We conclude this section by noting that with both a higher Gamatoto Level, and a higher Helper Score, the net effect will be to increase everything. With Level 100 Gamatoto and 10 Gold Helpers, the combination of the effects of Gamatoto Level and Helpers will be:
Traitor’s Trench 3h Expedition With Level 100 Gamatoto (Level Factor 4%) and 10 Gold Helpers (60 Helper Score) | ||||
Item | Average Yellow Lines | Range | Average Drop Per Line | Average Drop Over Expedition |
---|---|---|---|---|
XP (incl.
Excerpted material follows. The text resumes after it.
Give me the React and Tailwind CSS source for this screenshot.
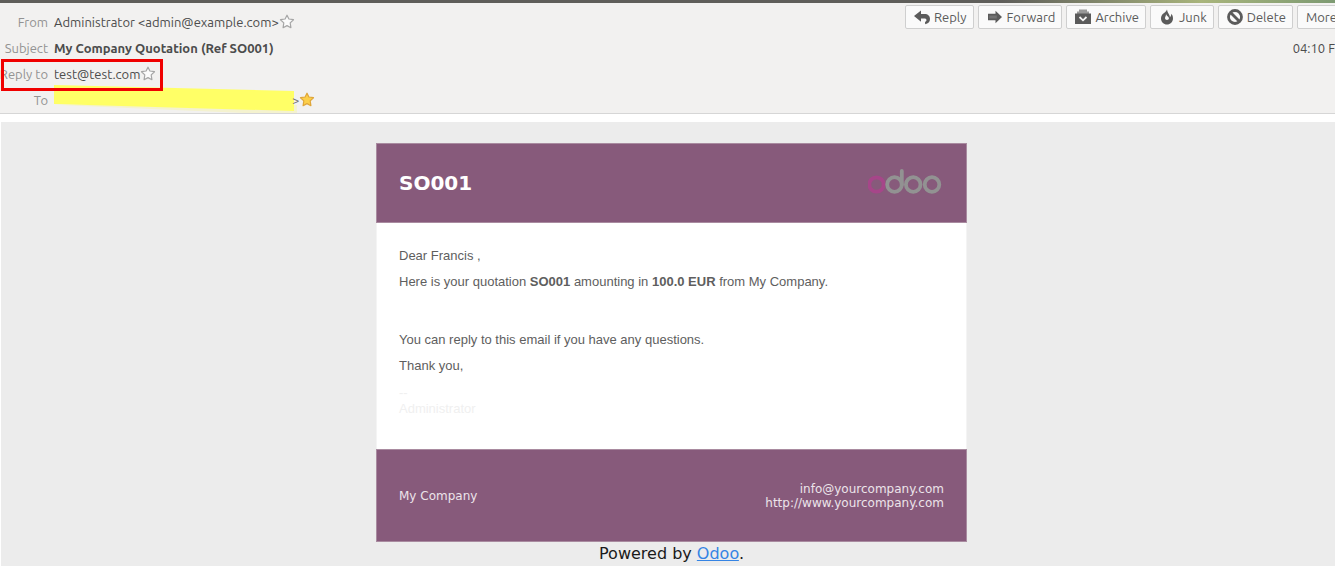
function ReplyIcon() {
  return (
    <svg className="h-4 w-4 shrink-0" viewBox="0 0 16 16" fill="#5b5b5b" aria-hidden="true">
      <path d="M0 7 7 1.500V5h3.500C14 5 16 7 16 10c0 2.800-1.800 4.600-4.800 5.200L11 13c1.200-.5 1.500-1 1.500-1.900 0-1.200-.8-1.700-2.300-1.700H7v3.400z" />
    </svg>
  );
}

function ForwardIcon() {
  return (
    <svg className="h-4 w-4 shrink-0" viewBox="0 0 16 16" fill="#5b5b5b" aria-hidden="true">
      <path d="M1 4.700h7.500V1.800L15 8l-6.500 6.200v-2.900H1z" />
      <path d="M2.300 6.500h7.500v3H2.300z" fill="#737373" />
    </svg>
  );
}

function ArchiveIcon() {
  return (
    <svg className="h-4 w-4 shrink-0" viewBox="0 0 16 16" aria-hidden="true">
      <path d="M4 .500h8V2.500h2v3H2v-3h2z" fill="#999" />
      <path d="M0 4.500h16V15H0z" fill="#5b5b5b" />
      <path d="m4.500 8 3.500 3.300L11.500 8" fill="none" stroke="#f5f5f5" strokeWidth="1.800" />
    </svg>
  );
}

function JunkIcon() {
  return (
    <svg className="h-4 w-4 shrink-0" viewBox="0 0 16 16" fill="#5b5b5b" aria-hidden="true">
      <path
        d="M8 .500C7.300 3 5 3.700 3.500 5.200 2.500 6.300 2 7.800 2 9.500c0 3.400 2.700 6 6 6s6-2.600 6-6c0-1.900-.6-3.500-1.700-4.700 0 1.600-.5 2.700-1.300 3.400C10.700 5.500 8.300 3.600 8 .500zM7 5c.3 1.800 2.900 2.500 2.900 4.300 0 1.100-.8 1.700-1.900 1.700s-2-.7-2-1.900C6 7.700 7.200 7 7 5z"
        fillRule="evenodd"
      />
    </svg>
  );
}

function DeleteIcon() {
  return (
    <svg className="h-4 w-4 shrink-0" viewBox="0 0 16 16" fill="none" stroke="#5b5b5b" strokeWidth="2.800" aria-hidden="true">
      <circle cx="8" cy="8" r="6.500" />
      <path d="m3.500 3.500 9 9" />
    </svg>
  );
}

function Star({ filled }) {
  return (
    <svg className="h-4 w-4 shrink-0" viewBox="0 0 16 16" aria-hidden="true">
      <path
        d="m8 1.200 1.900 3.800 4.600.7-3.300 3.200.7 4.800L8 11.600l-3.900 2.100.7-4.800L1.500 5.700l4.600-.7z"
        fill={filled ? "#fccf4a" : "#fbfbfb"}
        stroke={filled ? "#dfa63a" : "#a6a6a6"}
        strokeWidth="1.200"
        strokeLinejoin="round"
      />
    </svg>
  );
}

function ToolButton({ icon, children }) {
  return (
    <button
      type="button"
      className={`flex h-6 shrink-0 items-center gap-1 rounded-xs border border-[#cfcfcf] bg-[#fafafa] text-[13px] leading-4 text-[#5b5b5b] ${
        icon ? "pr-[6px] pl-2" : "px-2"
      }`}
    >
      {icon}
      {children}
    </button>
  );
}

function HeaderRow({ label, children }) {
  return (
    <div className="flex h-[26px] items-center gap-[6px]">
      <dt className="flex w-12 shrink-0 justify-end whitespace-nowrap text-[#939393]">{label}</dt>
      <dd className="flex items-center whitespace-nowrap">{children}</dd>
    </div>
  );
}

function MessageHeader() {
  return (
    <header className="relative border-b border-[#d6d6d6] bg-[#f2f1f0] font-['Ubuntu','Noto_Sans',sans-serif] text-[13px] leading-4 text-[#4c4c4c]">
      <dl className="pt-[6px]">
        <HeaderRow label="From">
          Administrator &lt;admin@example.com&gt;
          <Star />
        </HeaderRow>
        <HeaderRow label="Subject">
          <span className="font-bold">My Company Quotation (Ref SO001)</span>
        </HeaderRow>
        <HeaderRow label="Reply to">
          test@test.com
          <Star />
        </HeaderRow>
        <HeaderRow label="To">
          <svg className="h-[26px] w-[238px] overflow-visible" viewBox="0 0 238 26" aria-hidden="true">
            <path d="M5 18h238v8H190z" fill="#f4f2cf" />
            <path d="M0-2 240 4v20L0 17z" fill="#ffff66" />
          </svg>
          <span className="text-[#777]">&gt;</span>
          <Star filled />
        </HeaderRow>
      </dl>
      <div className="absolute top-14 left-px h-8 w-[162px] border-3 border-[#f00000]" />
      <div className="absolute top-0 right-0 left-[905px] overflow-hidden">
        <div className="flex gap-1 pt-[2px]">
          <ToolButton icon={<ReplyIcon />}>Reply</ToolButton>
          <ToolButton icon={<ForwardIcon />}>Forward</ToolButton>
          <ToolButton icon={<ArchiveIcon />}>Archive</ToolButton>
          <ToolButton icon={<JunkIcon />}>Junk</ToolButton>
          <ToolButton icon={<DeleteIcon />}>Delete</ToolButton>
          <ToolButton>More</ToolButton>
        </div>
        <p className="pt-[11px] text-right">04:10 F</p>
      </div>
    </header>
  );
}

function OdooLogo() {
  return (
    <svg className="h-8 w-[76px]" viewBox="0 0 76 32" fill="none" stroke="#929292" strokeWidth="3.800" role="img" aria-label="odoo">
      <circle cx="8.500" cy="17.500" r="7.200" stroke="#a64689" />
      <circle cx="26.500" cy="17.500" r="7.300" />
      <path d="M33.800 18V4" strokeLinecap="round" />
      <circle cx="45.200" cy="17.500" r="7.300" />
      <circle cx="64" cy="17.500" r="7.300" />
    </svg>
  );
}

function Message() {
  return (
    <main className="ml-px flex min-h-screen flex-col items-center bg-[#ececec] pt-[21px] pl-[7px] font-['DejaVu_Sans',sans-serif]">
      <article className="w-[591px] max-w-full">
        <div className="flex h-20 items-center justify-between border border-[#a98ba0] bg-[#875a7b] px-[22px]">
          <h1 className="text-xl font-bold text-white">SO001</h1>
          <OdooLogo />
        </div>
        <div className="border-x border-[#f4f4f4] bg-white px-[22px] pt-5 pb-8 font-['Liberation_Sans',sans-serif] text-[13px] leading-[26px] text-[#5e5e5e]">
          <p>Dear Francis ,</p>
          <p>
            Here is your quotation <b>SO001</b> amounting in <b>100.0 EUR</b> from My Company.
          </p>
          <p className="mt-8">You can reply to this email if you have any questions.</p>
          <p>Thank you,</p>
          <p className="mt-[6px] leading-4 text-[#f0f0f0]">
            --
            <br />
            Administrator
          </p>
        </div>
        <footer className="flex h-[93px] items-center justify-between border border-[#a98ba0] bg-[#875a7b] px-[22px] text-xs leading-[14px] text-[#ece4ea]">
          <p>My Company</p>
          <p className="text-right">
            info@yourcompany.com
            <br />
            http://www.yourcompany.com
          </p>
        </footer>
      </article>
      <p className="text-base leading-6 text-[#1a1a1a]">
        Powered by <a href="#odoo" className="text-[#3584e4] underline">Odoo</a>.
      </p>
    </main>
  );
}

export default function App() {
  return (
    <div className="h-screen overflow-hidden bg-white">
      <div className="flex h-[3px] bg-[#5f5e5a]">
        <div className="ml-auto w-1/4 bg-linear-to-r from-[#5f5e5a] via-[#a9b57c] via-60% to-[#7d9a72]" />
      </div>
      <MessageHeader />
      <div className="h-2" />
      <Message />
    </div>
  );
}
CF ➙ XP) | 4.78 ➙ 7.26 | 950 - 1150 | 1050 | 5020 ➙ 7622 |
Cat Food | 0.86 ➙ 1.05 | 1 - 2 | 1.5 | 1.29 ➙ 1.57 |
Super Rare Catseye | 0.12 ➙ 0.37 | 1 | 1 | 0.12 ➙ 0.37 |
The Catseye drop is enhanced by both Level and Helper bonuses to be triple its base value, the Cat Food is only enhanced by Level, and the XP is enhanced by Helpers but decreased by Level (though still increases overall).
Cap Corrections
In the Basics section and then later in Effect of Gamatoto Level and Effect of Helpers, we obtained final average amounts per expedition by multiplying the average number of successful lines by the average drop per line. However, as explained above, some items have a Cap on the maximum number you can obtain from a single expedition. While the above calculations are correct in the case of no cap (XP, Catseyes in regular areas...), they are inaccurate in the case of capped amounts (Cat Food, Catseyes in Catseye Cave...) as they do not factor it in.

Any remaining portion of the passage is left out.